Vice President JD Vance, center, speaks next to officials including, from left to right, HUD Regional Administrator William Spencer, U.S. Atty. for the Central District of California Bill Essayli, FBI Los Angeles Asst. Director Akil Davis, U.S. Border Patrol Sector Chief Gregory Bovino and ICE Field Office Director Ernie Santacruz at the Wilshire Federal Building in Los Angeles in June.
(Jae C. Hong / AP)
Administration officials act shocked and offended when critics accuse them of racism, but the Trump base knows exactly what’s going on.
“This is our country, and we can’t let the radical left make us ashamed of our heritage,” one X user commented on the “American Progress” post. “Manifest Destiny was an amazing thing!”
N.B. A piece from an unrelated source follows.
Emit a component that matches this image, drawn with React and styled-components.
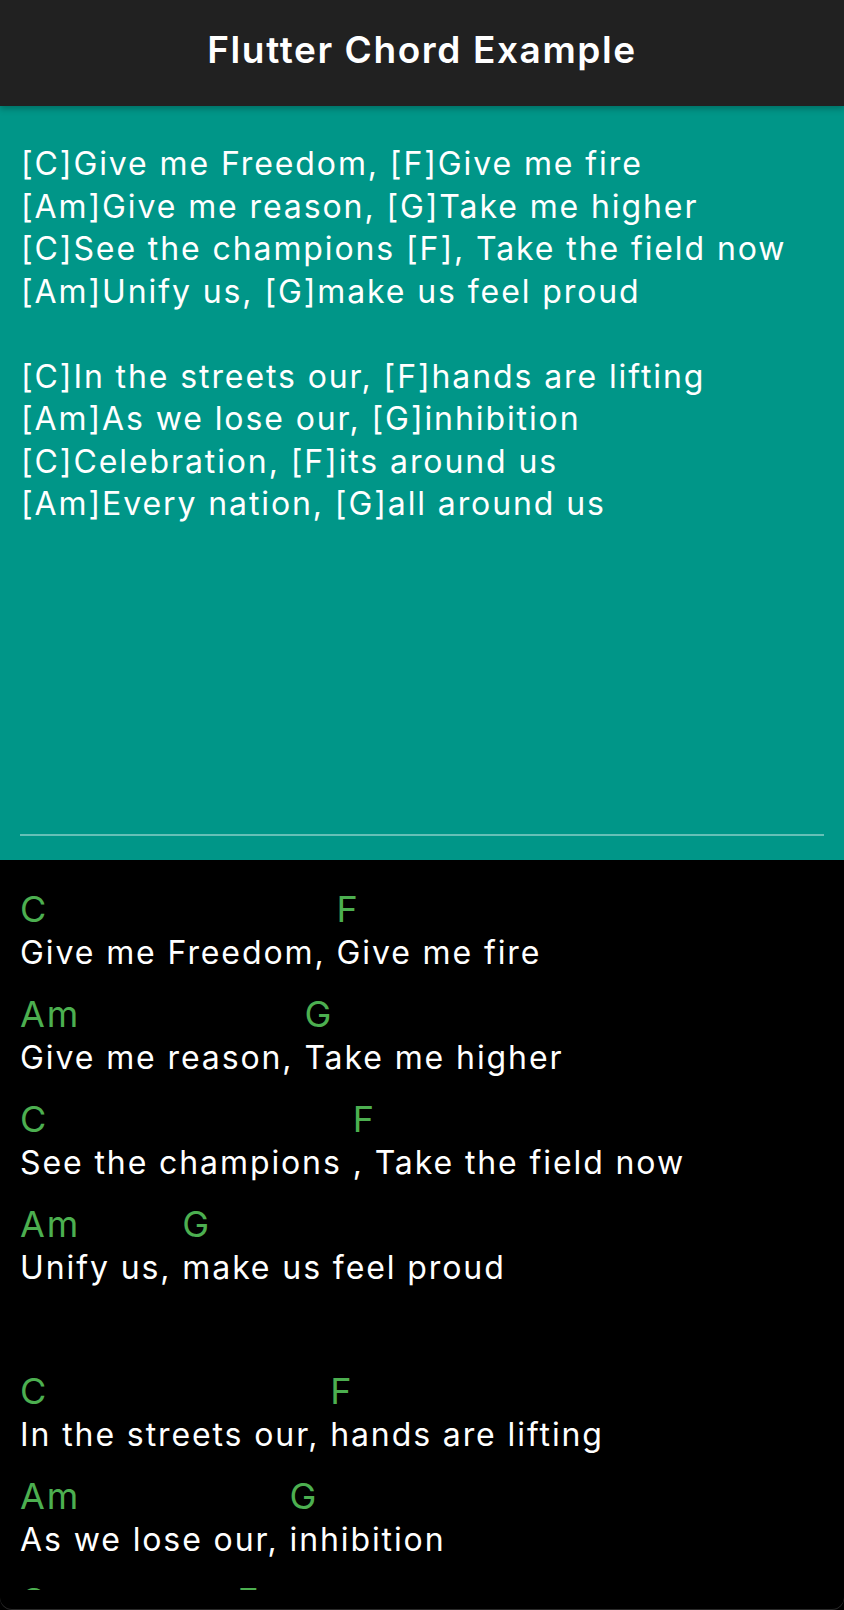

“It’s time to re-conquer the land,” another wrote.
DHS seems to be vibing with the Heritage American movement, now bleeding into the conservative mainstream from its far-right beginnings. Its adherents maintain that Americans whose ancestors have been here for generations are more deserving of this nation’s riches than those whose families came over within living memory. Our values, proponents say, shouldn’t be based on antiquated concepts like liberty and equality but rather, the customs and traditions established by Anglo Protestants before mass immigration forever changed this country’s demographics.
In other words, if you’re white, you’re all right. If you’re brown or anything else, you’re probably not down.
Our own vice president, JD Vance, is espousing this pendejada. In a speech to the Claremont Institute earlier this month, Vance outlined his vision of what an American is.
“America is not just an idea,” Vance told the crowd. “We’re a particular place, with a particular people, and a particular set of beliefs and way of life.”
Weird — I learned in high school that people come here not because of how Americans live, but because they have the freedom to live however they want.
“If you stop importing millions of foreigners,” the vice president continued, “you allow social cohesion to form naturally.”
All those Southern and Eastern Europeans who came at the turn of the 20th century seem to have assimilated just fine, even as Appalachia’s Scots-Irish — Vance’s claimed ethnic affiliation — are, by his own admission, still a tribe apart after centuries of living here.
Trump, Vance added, is “ensur[ing] that the people we serve have a better life in the country their grandparents built.” I guess that excludes me, since my Mexican grandparents settled here in the autumn of their lives.
The irony of elevating so-called Heritage Americans is that many in Trumpworld would seem to be excluded.
First Lady Melania Trump was born in what’s now Slovenia. Secretary of State Marco Rubio is the child of Cuban immigrants. Vance’s wife’s parents came here from India. The Jewish immigrant ancestor of Trump’s deportation mastermind, Stephen Miller, wouldn’t be allowed in these days, after arriving at Ellis Island from czarist Russia with $8 to his name. Even Gast and O’Sullivan wouldn’t count as Heritage Americans by the strictest definition, since the former was Prussian and the latter was the son of Irish and English immigrants.
But that’s the evil genius of MAGA. Trump has proclaimed that he welcomes anyone, regardless of race, creed or sexual orientation (except for trans people), into his movement, as long as they’re committed to owning the libs.
Americans are so myopic about their own history, if not downright ignorant, that some minorities think they’re being welcomed into the Heritage Americans fold by Vance and his ilk. No wonder a record number of voters of color, especially Latinos, jumped on the Trump train in 2024.
“American Progress” might as well replace red hats as the ultimate MAGA symbol. To them, it’s not a shameful artifact; it’s a road map for Americans hell-bent on turning back the clock to the era of eradication.
Like I said, not a subtle message at all — if your eyes aren’t shut.